Wall decor

Wall decor without visual clutter

Wall decor is easy to overbuy because each individual piece feels small. The problem is that several small pieces can create more noise than one confident choice. In a budget room, the goal is not to cover every empty area. The goal is to make the main wall feel intentional.

Start near the anchor furniture

In a bedroom, the bed is usually the anchor. Wall decor above or near the bed helps the room make sense. Random pieces on far walls can work later, but the first wall choice should support the furniture that already defines the room.

Use texture when you are not ready for big art

Art can be personal and surprisingly expensive. Texture is often an easier first move. Faux greenery, woven pieces, small shelves, or wood-tone accents can warm up a blank wall without requiring the perfect print or painting.

Let small pieces breathe

Small wall decor needs space around it. If it is too close to the bed, ceiling, window trim, or another object, it can look accidental. Hang it with enough room that the wall itself becomes part of the composition.

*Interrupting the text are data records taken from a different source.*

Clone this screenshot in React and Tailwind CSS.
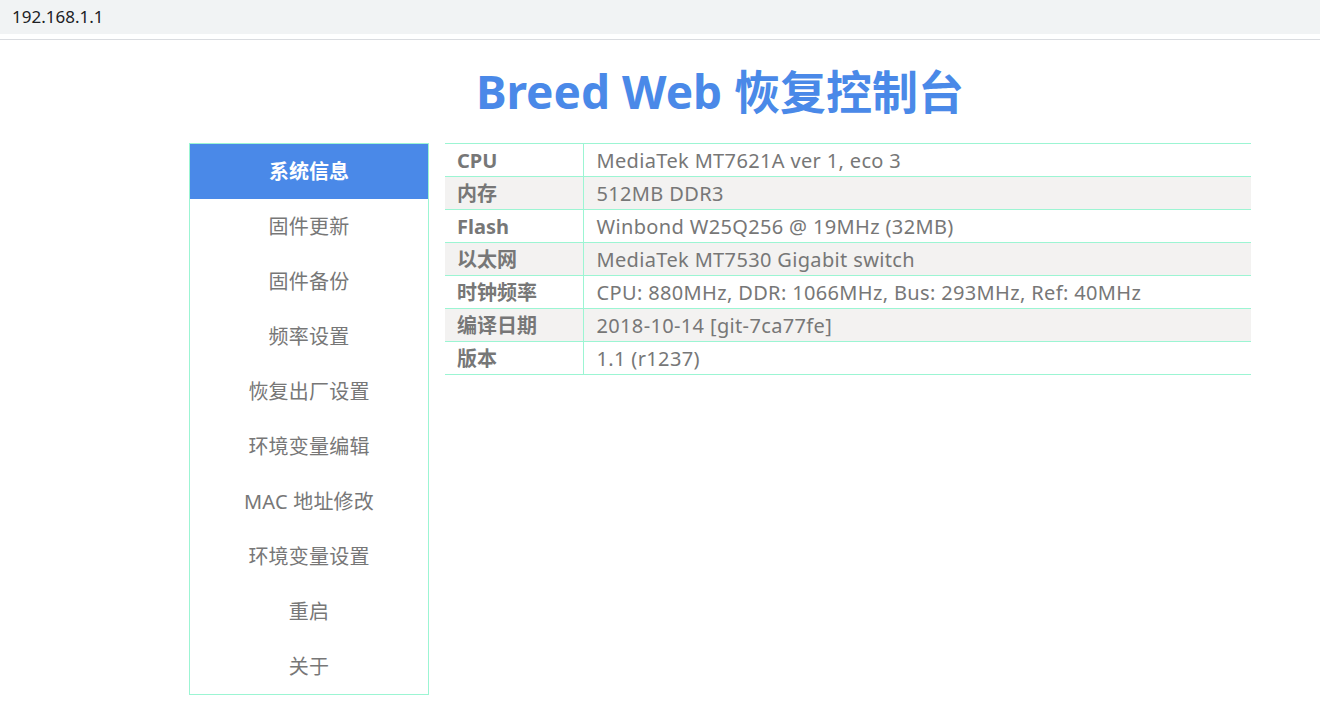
import React from 'react';

const menu = [
  '系统信息',
  '固件更新',
  '固件备份',
  '频率设置',
  '恢复出厂设置',
  '环境变量编辑',
  'MAC 地址修改',
  '环境变量设置',
  '重启',
  '关于',
];

const rows = [
  ['CPU', 'MediaTek MT7621A ver 1, eco 3'],
  ['内存', '512MB DDR3'],
  ['Flash', 'Winbond W25Q256 @ 19MHz (32MB)'],
  ['以太网', 'MediaTek MT7530 Gigabit switch'],
  ['时钟频率', 'CPU: 880MHz, DDR: 1066MHz, Bus: 293MHz, Ref: 40MHz'],
  ['编译日期', '2018-10-14 [git-7ca77fe]'],
  ['版本', '1.1 (r1237)'],
];

function App() {
  return (
    <div className="min-h-screen bg-white font-['Noto_Sans','Noto_Sans_CJK_SC',sans-serif]">
      <div className="h-[34px] bg-[#f1f3f4] flex items-center px-3 pb-[1px] text-[17px] text-[#202124]">
        192.168.1.1
      </div>
      <div className="h-[5px]" />
      <div className="h-px bg-[#dadce0]" />

      <div className="ml-[189px] w-[1062px]">
        <h1 className="h-[103px] flex items-center justify-center text-[46px] font-bold text-[#4a89e8] leading-none pb-[1px]">
          Breed Web 恢复控制台
        </h1>

        <div className="flex gap-4 items-start">
          <ul className="w-[240px] border border-[#9cf5d3]">
            {menu.map((item, i) => (
              <li
                key={item}
                className={
                  i === 0
                    ? 'h-[55px] flex items-center justify-center bg-[#4a89e8] text-white font-bold text-[20px] pt-[1px]'
                    : 'h-[55px] flex items-center justify-center text-[#777] text-[20px] tracking-[0.2px] pt-[1px]'
                }
              >
                {item}
              </li>
            ))}
          </ul>

          <table className="w-[806px] border-collapse text-[20px] text-[#777]">
            <tbody>
              {rows.map(([k, v], i) => (
                <tr
                  key={k}
                  className={i % 2 === 1 ? 'bg-[#f3f2f1] h-[33px]' : 'bg-white h-[33px]'}
                >
                  <td className="w-[138px] border-y border-r border-[#9cf5d3] pl-[12px] font-bold leading-none p-0 pt-[1px]">
                    {k}
                  </td>
                  <td className="border-y border-[#9cf5d3] pl-[13px] leading-none p-0 pt-[1px] tracking-[0.35px]">
                    {v}
                  </td>
                </tr>
              ))}
            </tbody>
          </table>
        </div>
      </div>
    </div>
  );
}

export default App;
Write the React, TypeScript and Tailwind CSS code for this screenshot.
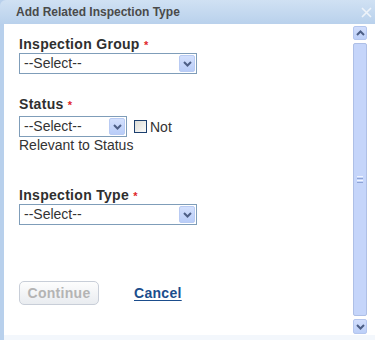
const font = { fontFamily: '"Liberation Sans", Arial, sans-serif' };

function Chevron({ up = false }: { up?: boolean }) {
  return (
    <svg width="9" height="6" viewBox="0 0 9 6" className={up ? "rotate-180" : ""}>
      <path d="M1 1 L4.5 4.5 L8 1" fill="none" stroke="#4d5f86" strokeWidth="2" />
    </svg>
  );
}

function Select({ width }: { width: string }) {
  return (
    <div className={`flex h-[21px] items-stretch border border-[#7f9db9] bg-white ${width}`}>
      <span className="flex-1 pl-[4px] text-[14px] leading-[19px] text-[#333]">--Select--</span>
      <span className="m-[1px] flex w-[16px] items-center justify-center rounded-[2px] border border-[#b9cbf3] bg-[linear-gradient(180deg,#d3e0fd,#b9cdf8)]">
        <Chevron />
      </span>
    </div>
  );
}

function Label({ text }: { text: string }) {
  return (
    <p className="text-[14px] font-bold leading-[16px] tracking-[0.3px] text-[#2f2f2f]">
      {text} <span className="text-[11px] text-[#e0262a]">*</span>
    </p>
  );
}

export default function App() {
  return (
    <div style={font} className="flex h-[340px] w-[375px] flex-col overflow-hidden bg-[#b8d0ec]">
      {/* title bar */}
      <div className="flex h-[24px] items-center justify-between rounded-tl-[6px] bg-[linear-gradient(180deg,#d0e1f3,#b9d1ec)] pl-[16px] pr-[3px]">
        <span className="text-[12px] font-bold text-[#4a4a4a]">Add Related Inspection Type</span>
        <svg width="11" height="11" viewBox="0 0 11 11">
          <path d="M1 1 L10 10 M10 1 L1 10" stroke="#eef3f9" strokeWidth="1.6" />
        </svg>
      </div>

      <div className="ml-[4px] flex flex-1 flex-col bg-white">
        <div className="flex flex-1">
          {/* form */}
          <div className="flex-1 pl-[15px] pt-[12px]">
            <Label text="Inspection Group" />
            <Select width="w-[178px]" />

            <div className="mt-[22px]">
              <Label text="Status" />
            </div>
            <div className="mt-[3px] flex items-center">
              <Select width="w-[108px]" />
              <span className="ml-[7px] h-[13px] w-[13px] border border-[#1c3f6e] bg-[linear-gradient(135deg,#dcdcd6,#fbfbfa)]" />
              <span className="ml-[3px] text-[14px] leading-[16px] text-[#333]">Not</span>
            </div>
            <p className="text-[14px] leading-[16px] text-[#333]">Relevant to Status</p>

            <div className="mt-[34px]">
              <Label text="Inspection Type" />
            </div>
            <Select width="w-[178px]" />

            <div className="mt-[56px] flex items-center">
              <button
                type="button"
                disabled
                className="h-[24px] w-[80px] rounded-[5px] border border-[#c8ced8] bg-[linear-gradient(180deg,#fdfdfd,#e9ecf0)] text-[14px] font-bold tracking-[0.3px] text-[#b4b4b4]"
              >
                Continue
              </button>
              <a href="#" className="ml-[35px] text-[14px] font-bold tracking-[0.3px] text-[#1b4d8c] underline underline-offset-2">
                Cancel
              </a>
            </div>
          </div>

          {/* scrollbar */}
          <div className="mr-[8px] flex w-[14px] flex-col pt-[2px]">
            <div className="flex h-[14px] items-center justify-center rounded-[2px] border border-[#b4c6ee] bg-[linear-gradient(180deg,#d2defc,#bccff8)]">
              <Chevron up />
            </div>
            <div className="mt-[3px] flex flex-1 items-center justify-center rounded-[2px] border border-[#aebfe6] bg-[#c5d5fa]">
              <div className="flex flex-col gap-[1px]">
                <span className="h-[1px] w-[6px] bg-[#eef3ff]" />
                <span className="h-[1px] w-[6px] bg-[#8ea4d6]" />
                <span className="h-[1px] w-[6px] bg-[#eef3ff]" />
                <span className="h-[1px] w-[6px] bg-[#8ea4d6]" />
              </div>
            </div>
            <div className="mb-[1px] mt-[3px] flex h-[15px] items-center justify-center rounded-[2px] border border-[#b4c6ee] bg-[linear-gradient(180deg,#d2defc,#bccff8)]">
              <Chevron />
            </div>
          </div>
        </div>
        <div className="h-[5px] bg-[#f3f7fc]" />
      </div>
    </div>
  );
}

Repeat one color from the room

A wall piece with green, wood, black, or brass should connect to something else nearby. That connection can be subtle: a lamp frame, a warm accent trim, a wood nightstand, or a plant on the opposite side of the room.

When to skip wall decor

If the bed area already has a tall headboard, patterned curtains, or a large mirror, the wall may not need more. Spend the budget where the room feels unfinished, not where an online checklist says decor should go.